WHAT TO WORK ON — Return every line below as is, leaving out the pictures.

DATA SECTION —
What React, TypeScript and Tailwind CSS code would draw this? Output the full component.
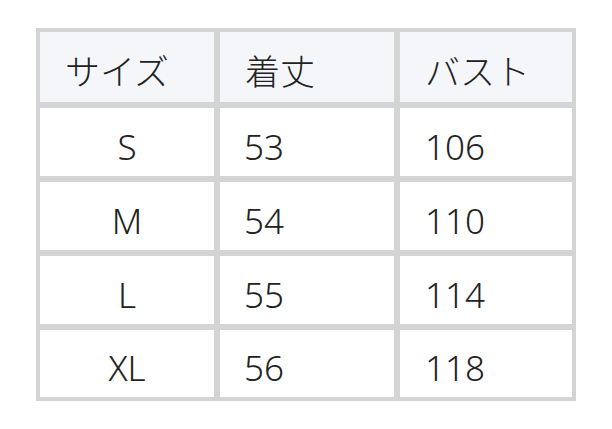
const header = ["サイズ", "着丈", "バスト"];

const rows = [
  ["S", "53", "106"],
  ["M", "54", "110"],
  ["L", "55", "114"],
  ["XL", "56", "118"],
];

export default function App() {
  return (
    <div
      className="min-h-screen bg-white pl-[36px] pt-[28px] text-[#222222]"
      style={{ fontFamily: '"Noto Sans", "Noto Sans CJK JP", sans-serif' }}
    >
      <div className="grid w-[540px] grid-cols-[174px_174px_172px] gap-[6px] bg-[#d4d4d4] p-[4px] text-[35px] font-light leading-none">
        {header.map((h) => (
          <div key={h} className="flex h-[70px] items-center bg-[#f5f6fa] pl-[25px] pt-[8px]">
            {h}
          </div>
        ))}
        {rows.map((r, i) => (
          <div key={r[0]} className="contents">
            <div className={`flex items-center justify-center bg-white pt-[8px] ${i === 3 ? "h-[67px]" : "h-[68px]"}`}>
              {r[0]}
            </div>
            <div className="flex items-center bg-white pl-[24px] pt-[8px]">{r[1]}</div>
            <div className="flex items-center bg-white pl-[25px] pt-[8px]">{r[2]}</div>
          </div>
        ))}
      </div>
    </div>
  );
}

RESPONSE TO THIS TASK —
What React, TypeScript and Tailwind CSS code would draw this? Output the full component.
const header = ["サイズ", "着丈", "バスト"];

const rows = [
  ["S", "53", "106"],
  ["M", "54", "110"],
  ["L", "55", "114"],
  ["XL", "56", "118"],
];

export default function App() {
  return (
    <div
      className="min-h-screen bg-white pl-[36px] pt-[28px] text-[#222222]"
      style={{ fontFamily: '"Noto Sans", "Noto Sans CJK JP", sans-serif' }}
    >
      <div className="grid w-[540px] grid-cols-[174px_174px_172px] gap-[6px] bg-[#d4d4d4] p-[4px] text-[35px] font-light leading-none">
        {header.map((h) => (
          <div key={h} className="flex h-[70px] items-center bg-[#f5f6fa] pl-[25px] pt-[8px]">
            {h}
          </div>
        ))}
        {rows.map((r, i) => (
          <div key={r[0]} className="contents">
            <div className={`flex items-center justify-center bg-white pt-[8px] ${i === 3 ? "h-[67px]" : "h-[68px]"}`}>
              {r[0]}
            </div>
            <div className="flex items-center bg-white pl-[24px] pt-[8px]">{r[1]}</div>
            <div className="flex items-center bg-white pl-[25px] pt-[8px]">{r[2]}</div>
          </div>
        ))}
      </div>
    </div>
  );
}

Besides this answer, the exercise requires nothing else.